Debian separates out stuff with :[arch] suffixes, and is really flexible in the sense that it even lets you install stuff from completely different architectures for, for example, use with qemu userspace. An i386 package is going to only request i386 dependencies, unless it explicitly specifies an architecture, and vice versa. Arch Linux uses the "lib32-" prefix and I don't really remember how it worked on Fedora but I would imagine something similar. All "gaming focused distros" are merely just their mainstream counterparts with an extra repo for a few packages, it's not going to change fundamentals.
OpenSUSE is the same, the 32-bit stuff is completely separate from the 64-bit stuff, so you won't get conflicts between them.
I just run Steam as a flatpak. Works fine.
It doesn't work fine out of the box. I tried it on Opensuse MicroOS a year and a bit ago and had to search 3-5 pretty undocumented solutions to big problems before being able to play the same games that non-flatpak could.
Out of the box, proton didn't work at all.
Sometimes you have to allow access to some things outside of the Flatpak container. I use Flatseal for that.

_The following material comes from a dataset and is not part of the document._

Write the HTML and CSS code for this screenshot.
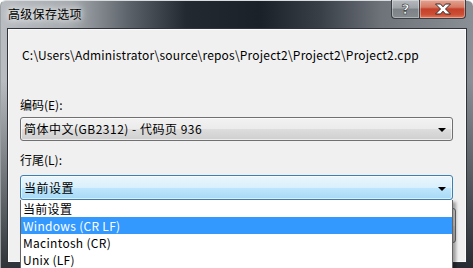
FILE: index.html
```html
<!DOCTYPE html>
<html lang="zh-CN">
<head>
  <meta charset="UTF-8">
  <title>高级保存选项</title>
  <link rel="stylesheet" href="styles.css">
</head>
<body>
  <div class="window">
    <div class="titlebar">
      <div class="title">高级保存选项</div>
      <div class="caption">
        <div class="cap-btn help"><span>?</span></div>
        <div class="cap-btn close">
          <svg width="20" height="12" viewBox="0 0 20 12">
            <path d="M2.5 1h5l2.5 2.8 2.5-2.8h5l-5 5 5 5h-5l-2.5-2.8-2.5 2.8h-5l5-5z" fill="#fff" stroke="#3a2a28" stroke-width="1" stroke-linejoin="round"/>
          </svg>
        </div>
      </div>
    </div>
    <div class="client">
      <div class="path">C:\Users\Administrator\source\repos\Project2\Project2\Project2.cpp</div>

      <div class="label label-enc">编码(E):</div>
      <div class="combo">
        <span class="combo-text">简体中文(GB2312) - 代码页 936</span>
        <span class="arrow"></span>
      </div>

      <div class="label label-eol">行尾(L):</div>
      <div class="combo-wrap">
        <div class="combo hot">
          <span class="combo-text">当前设置</span>
          <span class="arrow"></span>
        </div>
        <ul class="dropdown">
          <li>当前设置</li>
          <li class="selected">Windows (CR LF)</li>
          <li>Macintosh (CR)</li>
          <li>Unix (LF)</li>
        </ul>
      </div>

      <div class="buttons">
        <div class="btn">取消</div>
      </div>
    </div>
  </div>
</body>
</html>
```

FILE: styles.css
```css
body {
  margin: 0;
  width: 473px;
  height: 268px;
  overflow: hidden;
  font-family: "Noto Sans CJK SC", "Microsoft YaHei", sans-serif;
  font-size: 12px;
  color: #000;
}
.window {
  width: 473px;
  height: 268px;
  display: flex;
  flex-direction: column;
  box-sizing: border-box;
  border-radius: 6px 6px 0 0;
  border-top: 1px solid #d8dcdf;
  border-left: 1px solid #9aa0a4;
  background:
    linear-gradient(180deg, rgba(0,0,0,0) 0, rgba(0,0,0,0) 30%, rgba(22,27,33,0.85) 100%),
    linear-gradient(90deg, #b9bdc1 0, #a6abaf 70px, #5a6068 130px, #232930 185px, #1b2129 260px, #3a4048 320px, #6e737a 380px, #8b9096 473px);
}
.titlebar {
  height: 27px;
  display: flex;
  justify-content: space-between;
  align-items: flex-start;
  padding: 0 7px 0 7px;
}
.title {
  margin-top: 5px;
  line-height: 16px;
  font-size: 12px;
  letter-spacing: 0.3px;
  text-shadow: 0 0 6px #fff, 0 0 10px rgba(255,255,255,0.8);
}
.caption {
  display: flex;
  margin-top: -1px;
}
.cap-btn {
  height: 19px;
  box-sizing: border-box;
  border: 1px solid #3a3e44;
  border-top: none;
  display: flex;
  align-items: center;
  justify-content: center;
  box-shadow: inset 0 0 0 1px rgba(255,255,255,0.35);
}
.help {
  width: 28px;
  border-radius: 0 0 0 4px;
  border-right: none;
  background: linear-gradient(180deg, #b6babe 0, #9ea3a8 45%, #7d8288 50%, #868b90 100%);
}
.help span {
  font-family: "DejaVu Sans", sans-serif;
  font-weight: bold;
  font-size: 14px;
  line-height: 14px;
  color: #fff;
  -webkit-text-stroke: 0.6px #333;
}
.close {
  width: 47px;
  border-radius: 0 0 4px 0;
  background: linear-gradient(180deg, #e3a593 0, #d57a64 40%, #c4402a 50%, #cc4e34 80%, #dc7a5e 100%);
}
.client {
  flex: 1;
  margin: 0 6px 5px 6px;
  border: 1px solid #2e343a;
  box-shadow: inset 0 0 0 1px #fbfbfb;
  background: #f0f0f0;
  padding: 18px 10px 0 12px;
  display: flex;
  flex-direction: column;
}
.path {
  line-height: 16px;
  padding-left: 2px;
  letter-spacing: 0.2px;
}
.label {
  line-height: 16px;
}
.label-enc {
  margin-top: 34px;
}
.label-eol {
  margin-top: 11px;
}
.combo {
  margin-top: 4px;
  margin-right: 3px;
  height: 24px;
  box-sizing: border-box;
  border: 1px solid #707070;
  border-radius: 3px;
  background: linear-gradient(180deg, #f2f2f2 0, #ebebeb 50%, #dddddd 51%, #cfcfcf 100%);
  display: flex;
  align-items: center;
  justify-content: space-between;
  padding: 0 6px 0 3px;
  box-shadow: inset 0 0 0 1px rgba(255,255,255,0.6);
}
.combo-text {
  line-height: 16px;
  letter-spacing: 0.5px;
}
.arrow {
  width: 0;
  height: 0;
  border-left: 4px solid transparent;
  border-right: 4px solid transparent;
  border-top: 4px solid #000;
  margin-top: 2px;
}
.combo-wrap {
  position: relative;
  margin-top: 7px;
}
.combo.hot {
  margin-top: 0;
  height: 25px;
  border-color: #3c7fb1;
  background: linear-gradient(180deg, #eaf6fd 0, #d9f0fc 50%, #bee6fd 51%, #a7d9f5 100%);
}
.dropdown {
  position: absolute;
  top: 100%;
  left: 0;
  right: 3px;
  margin: 0;
  padding: 0;
  list-style: none;
  background: #fff;
  border: 1px solid #646464;
  border-top: none;
  box-shadow: 3px 2px 3px rgba(0,0,0,0.35);
  z-index: 5;
}
.dropdown li {
  height: 17px;
  line-height: 17px;
  padding-left: 2px;
  letter-spacing: 0.3px;
}
.dropdown li.selected {
  background: #3399ff;
  color: #fff;
}
.buttons {
  display: flex;
  justify-content: flex-end;
  margin-top: 8px;
}
.btn {
  width: 75px;
  height: 35px;
  box-sizing: border-box;
  border: 1px solid #707070;
  border-radius: 3px;
  background: linear-gradient(180deg, #f2f2f2 0, #ebebeb 50%, #dddddd 51%, #cfcfcf 100%);
  display: flex;
  align-items: center;
  justify-content: center;
}
```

I don't think flatseal can set the background permission, but I might not recall correctly:
flatpak permission-set background background com.valvesoftware.Steam yes
Your better off using cachy if you want a gaming focused distro that doesn't break. Unless you use mostly flatpaks. Then bazzite is good
Give Steam Flatpak a try on Debian instead.
Any news about an aarch64 version?
Did you see this story a couple days ago? It seems like they're working on it? https://lemmy.zip/post/53357230
The new VR headset runs ARM, so presumably it'll launch with that.